I've a small nit or two to pick. We do not know that the Cthaeh is trapped in the tree. We know that there are forces charged with keeping everyone else away from where it is. We know that Kvothe initially mistakes its voice as the tree itself speaking to him. We know that Kvothe never sees it, except as a blur or some sinuous movement about the tree. We know that Felurian was concerned that it might have bitten Kvothe, or that its words may have injured him psychologically. We know that Bast, referring to stage plays among his people, refers to "the Cthaeh's tree". Beyond that is conjecture. Some readers have chosen to believe that it has possessed the tree. Some have decided that it is invisible because it wasn't seen. Some have concluded that it is magically bound to the tree by unidentified means.

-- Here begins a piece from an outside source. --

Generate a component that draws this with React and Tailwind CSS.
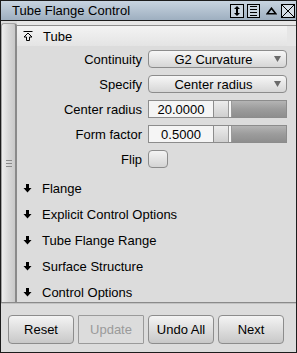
import React from 'react'

function UpArrowIcon() {
  return (
    <svg width="10" height="10" viewBox="0 0 10 10" className="shrink-0">
      <line x1="0.5" y1="0.5" x2="9.5" y2="0.5" stroke="#000" strokeWidth="1" />
      <polygon points="5,2 9,6 6.5,6 6.5,9.5 3.5,9.5 3.5,6 1,6" fill="none" stroke="#000" strokeWidth="1" />
    </svg>
  )
}

function DownArrowIcon() {
  return (
    <svg width="9" height="9" viewBox="0 0 9 9" className="shrink-0">
      <polygon points="3,0 6,0 6,4 8.5,4 4.5,8.5 0.5,4 3,4" fill="#000" />
    </svg>
  )
}

function TitleIcons() {
  return (
    <div className="flex items-center">
      <div className="w-[14px] h-[14px] border border-black bg-[#c9d4df] flex items-center justify-center">
        <svg width="8" height="10" viewBox="0 0 8 10">
          <polygon points="4,0 7,3 5,3 5,7 7,7 4,10 1,7 3,7 3,3 1,3" fill="#000" />
        </svg>
      </div>
      <div className="ml-[3px] w-[13px] h-[14px] border border-black bg-[#c9d4df] flex flex-col justify-center gap-[2px] px-[2px]">
        <div className="h-[1px] bg-black" />
        <div className="h-[1px] bg-black" />
        <div className="h-[1px] bg-black" />
        <div className="h-[1px] bg-black" />
      </div>
      <div className="ml-[6px] w-[11px] h-[14px] flex items-center justify-center">
        <svg width="11" height="8" viewBox="0 0 11 8">
          <polygon points="5.5,1.2 9.8,6.8 1.2,6.8" fill="none" stroke="#000" strokeWidth="1.6" />
        </svg>
      </div>
      <div className="ml-[4px] w-[14px] h-[14px] border border-black bg-[#d4dde6]">
        <svg width="12" height="12" viewBox="0 0 12 12">
          <line x1="0" y1="0" x2="12" y2="12" stroke="#000" strokeWidth="1" />
          <line x1="12" y1="0" x2="0" y2="12" stroke="#000" strokeWidth="1" />
        </svg>
      </div>
    </div>
  )
}

function Dropdown({ value }) {
  return (
    <div className="h-[18px] rounded-[4px] border border-[#8c8c8c] bg-linear-to-b from-[#f7f7f7] to-[#d6d6d6] flex items-center">
      <span className="flex-1 text-center pl-[4px]">{value}</span>
      <svg width="7" height="6" viewBox="0 0 7 6" className="mr-[5px]">
        <polygon points="0,0 7,0 3.5,6" fill="#6a6a6a" />
      </svg>
    </div>
  )
}

function SliderField({ value }) {
  return (
    <div className="flex h-[18px]">
      <div className="w-[66px] border border-[#8c8c8c] bg-[#f5f5f5] flex items-center justify-center">
        {value}
      </div>
      <div className="flex-1 flex border border-l-0 border-[#8c8c8c]">
        <div className="w-[14px] bg-linear-to-b from-[#ececec] to-[#cfcfcf]" />
        <div className="w-[4px] border-x border-[#9a9a9a] bg-[#f8f8f8]" />
        <div className="flex-1 bg-linear-to-b from-[#b4b4b4] via-[#9c9c9c] to-[#8e8e8e]" />
      </div>
    </div>
  )
}

export default function App() {
  const rows = [
    { label: 'Continuity', widget: <Dropdown value="G2 Curvature" /> },
    { label: 'Specify', widget: <Dropdown value="Center radius" /> },
    { label: 'Center radius', widget: <SliderField value="20.0000" /> },
    { label: 'Form factor', widget: <SliderField value="0.5000" /> },
    {
      label: 'Flip',
      widget: <div className="w-[20px] h-[18px] rounded-[4px] border border-[#8c8c8c] bg-linear-to-b from-[#f4f4f4] to-[#d4d4d4]" />
    }
  ]

  const sections = ['Flange', 'Explicit Control Options', 'Tube Flange Range', 'Surface Structure', 'Control Options']
  const buttons = ['Reset', 'Update', 'Undo All', 'Next']

  return (
    <div className="w-[297px] h-[353px] border border-[#1c1c1c] bg-[#dcdcdc] flex flex-col text-[13px] text-black font-['Liberation_Sans',Arial,sans-serif] leading-none overflow-hidden">
      {/* Title bar */}
      <div className="h-[20px] shrink-0 flex items-center justify-between border-b border-[#1c1c1c] bg-linear-to-b from-[#c8d4e0] to-[#9eafc0] pl-[11px] pr-[1px]">
        <span className="text-[13px]">Tube Flange Control</span>
        <TitleIcons />
      </div>

      {/* Main */}
      <div className="h-[281px] shrink-0 flex">
        <div className="w-[16px] shrink-0 mt-[2px] rounded-t-[3px] border-l border-t border-[#a4a4a4] border-r-2 border-r-[#8a8a8a] bg-linear-to-r from-[#ededed] via-[#d8d8d8] to-[#c9c9c9] flex items-center justify-center">
          <div className="flex flex-col gap-[2px] w-[6px]">
            <div className="h-[1px] bg-[#8a8a8a]" />
            <div className="h-[1px] bg-[#8a8a8a]" />
            <div className="h-[1px] bg-[#8a8a8a]" />
          </div>
        </div>

        <div className="flex-1 flex flex-col overflow-hidden">
          <div className="pt-[4px] bg-[#e6e6e6]">
            <div className="border-t border-[#8e8e8e]">
              <div className="mr-[9px] h-[20px] flex items-center pl-[6px] gap-[10px] bg-linear-to-b from-[#f3f3f3] to-[#e4e4e4]">
                <UpArrowIcon />
                <span>Tube</span>
              </div>
            </div>
          </div>

          <div className="mt-[4px] mr-[9px] grid grid-cols-[125px_1fr] gap-x-[6px] gap-y-[7px] items-center">
            {rows.map((r) => (
              <React.Fragment key={r.label}>
                <div className="text-right">{r.label}</div>
                <div>{r.widget}</div>
              </React.Fragment>
            ))}
          </div>

          <div className="mt-[11px] flex flex-col gap-[8px]">
            {sections.map((s) => (
              <div key={s} className="h-[18px] flex items-center pl-[6px] gap-[10px]">
                <DownArrowIcon />
                <span>{s}</span>
              </div>
            ))}
          </div>
        </div>
      </div>

      {/* Separator */}
      <div className="h-[2px] shrink-0 border-t border-[#8a8a8a] border-b border-b-[#c2c2c2]" />

      {/* Footer */}
      <div className="flex-1 flex gap-[4px] pl-[7px] pt-[11px]">
        {buttons.map((b) =>
          b === 'Update' ? (
            <div key={b} className="w-[66px] h-[29px] rounded-[1px] border border-[#9a9a9a] bg-[#dcdcdc] text-[#9a9a9a] flex items-center justify-center">
              {b}
            </div>
          ) : (
            <div key={b} className="w-[66px] h-[29px] rounded-[4px] border border-[#8c8c8c] bg-linear-to-b from-[#f4f4f4] to-[#c8c8c8] flex items-center justify-center">
              {b}
            </div>
          )
        )}
      </div>
    </div>
  )
}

But there is no explicit information from the text to support any of these suppositions.

Also, you said that the Cthaeh knows "all futures", but this is not what is written. Bast says to Kote "It sees all the future". Rothfuss isn't promoting a multiverse concept in this story. There is one future, and there is plenty enough to know about one future for it to be mystical beyond comprehension. There is a difference between saying that it can see "Everything that can possibly come to pass, branching out endlessly from the current moment", and suggesting that there actually are multiple futures. As I said, a nit, but philosophically notable.

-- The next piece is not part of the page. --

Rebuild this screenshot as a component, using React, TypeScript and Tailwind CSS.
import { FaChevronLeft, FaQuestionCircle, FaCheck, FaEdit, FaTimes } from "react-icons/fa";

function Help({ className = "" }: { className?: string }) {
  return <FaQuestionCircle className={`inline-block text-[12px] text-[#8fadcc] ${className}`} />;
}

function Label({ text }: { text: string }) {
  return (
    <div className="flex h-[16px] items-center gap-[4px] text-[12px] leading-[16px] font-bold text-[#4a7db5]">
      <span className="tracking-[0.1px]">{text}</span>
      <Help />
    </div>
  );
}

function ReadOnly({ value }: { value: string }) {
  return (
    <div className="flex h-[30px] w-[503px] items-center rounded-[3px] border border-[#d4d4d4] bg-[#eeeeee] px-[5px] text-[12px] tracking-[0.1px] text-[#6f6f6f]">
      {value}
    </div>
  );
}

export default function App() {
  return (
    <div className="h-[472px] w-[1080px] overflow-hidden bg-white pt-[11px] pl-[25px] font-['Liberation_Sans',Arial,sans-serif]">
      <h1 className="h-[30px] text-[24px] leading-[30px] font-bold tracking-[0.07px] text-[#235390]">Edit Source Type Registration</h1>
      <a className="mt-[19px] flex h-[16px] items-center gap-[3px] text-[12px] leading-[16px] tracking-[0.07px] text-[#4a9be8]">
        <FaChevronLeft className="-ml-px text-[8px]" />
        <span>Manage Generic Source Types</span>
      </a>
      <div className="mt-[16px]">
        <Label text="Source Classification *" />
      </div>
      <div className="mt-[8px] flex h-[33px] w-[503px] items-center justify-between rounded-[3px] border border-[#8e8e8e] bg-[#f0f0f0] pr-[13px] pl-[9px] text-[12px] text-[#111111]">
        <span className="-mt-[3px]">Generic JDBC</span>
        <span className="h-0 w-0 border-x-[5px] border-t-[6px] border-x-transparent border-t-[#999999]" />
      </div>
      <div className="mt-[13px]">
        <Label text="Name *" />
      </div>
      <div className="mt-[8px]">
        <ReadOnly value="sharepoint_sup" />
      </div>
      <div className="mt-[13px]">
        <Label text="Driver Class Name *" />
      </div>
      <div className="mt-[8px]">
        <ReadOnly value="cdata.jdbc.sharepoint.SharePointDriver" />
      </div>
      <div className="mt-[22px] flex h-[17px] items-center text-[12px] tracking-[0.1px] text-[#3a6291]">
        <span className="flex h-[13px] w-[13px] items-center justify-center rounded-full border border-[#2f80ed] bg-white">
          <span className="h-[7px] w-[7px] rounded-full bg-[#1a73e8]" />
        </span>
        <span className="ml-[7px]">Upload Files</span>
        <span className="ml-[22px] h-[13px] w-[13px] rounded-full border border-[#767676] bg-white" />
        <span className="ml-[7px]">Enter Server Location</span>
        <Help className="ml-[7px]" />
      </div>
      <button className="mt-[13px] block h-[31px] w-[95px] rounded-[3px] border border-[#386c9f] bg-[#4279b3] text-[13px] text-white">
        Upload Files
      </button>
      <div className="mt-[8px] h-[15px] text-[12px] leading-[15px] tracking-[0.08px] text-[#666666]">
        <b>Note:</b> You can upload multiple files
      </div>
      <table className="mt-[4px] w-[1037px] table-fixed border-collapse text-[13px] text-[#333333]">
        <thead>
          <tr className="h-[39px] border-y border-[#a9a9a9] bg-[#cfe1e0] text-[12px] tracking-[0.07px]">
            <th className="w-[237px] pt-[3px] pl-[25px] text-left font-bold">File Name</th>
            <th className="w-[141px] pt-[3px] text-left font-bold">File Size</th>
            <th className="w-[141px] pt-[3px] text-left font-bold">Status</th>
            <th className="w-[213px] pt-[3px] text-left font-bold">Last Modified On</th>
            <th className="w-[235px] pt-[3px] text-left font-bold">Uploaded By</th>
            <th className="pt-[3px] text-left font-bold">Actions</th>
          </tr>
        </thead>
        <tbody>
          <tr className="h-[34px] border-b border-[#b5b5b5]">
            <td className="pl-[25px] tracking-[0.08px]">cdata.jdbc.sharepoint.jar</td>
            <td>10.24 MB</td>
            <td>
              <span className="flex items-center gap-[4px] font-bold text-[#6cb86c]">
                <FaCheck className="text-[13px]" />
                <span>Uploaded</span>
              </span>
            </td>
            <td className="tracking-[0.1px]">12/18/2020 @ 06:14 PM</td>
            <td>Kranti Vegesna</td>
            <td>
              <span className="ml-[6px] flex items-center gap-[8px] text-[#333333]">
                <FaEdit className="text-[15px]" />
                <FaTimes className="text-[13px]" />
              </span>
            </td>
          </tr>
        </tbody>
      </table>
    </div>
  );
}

Bast is horrified to hear of the encounter, and in the midst of that, is very curious at Kvothe "just happening" upon the Cthaeh, whom the Sithe guard against precisely what Kvothe has become, a potential plague, a time-bomb of destiny. Why does Felurian not wonder about the same thing? She is rightly concerned that Kvothe might have had his psyche badly damaged by the thing, but doesn't ever question how Kvothe got within range of the creature's tree. It seems that any Fae would think twice before releasing the Cthaeh's work into any society. I am left to conclude that she isn't very interested in the consequences to the lands of men, as long as Kvothe, her "sweet poet", seemed to be himself.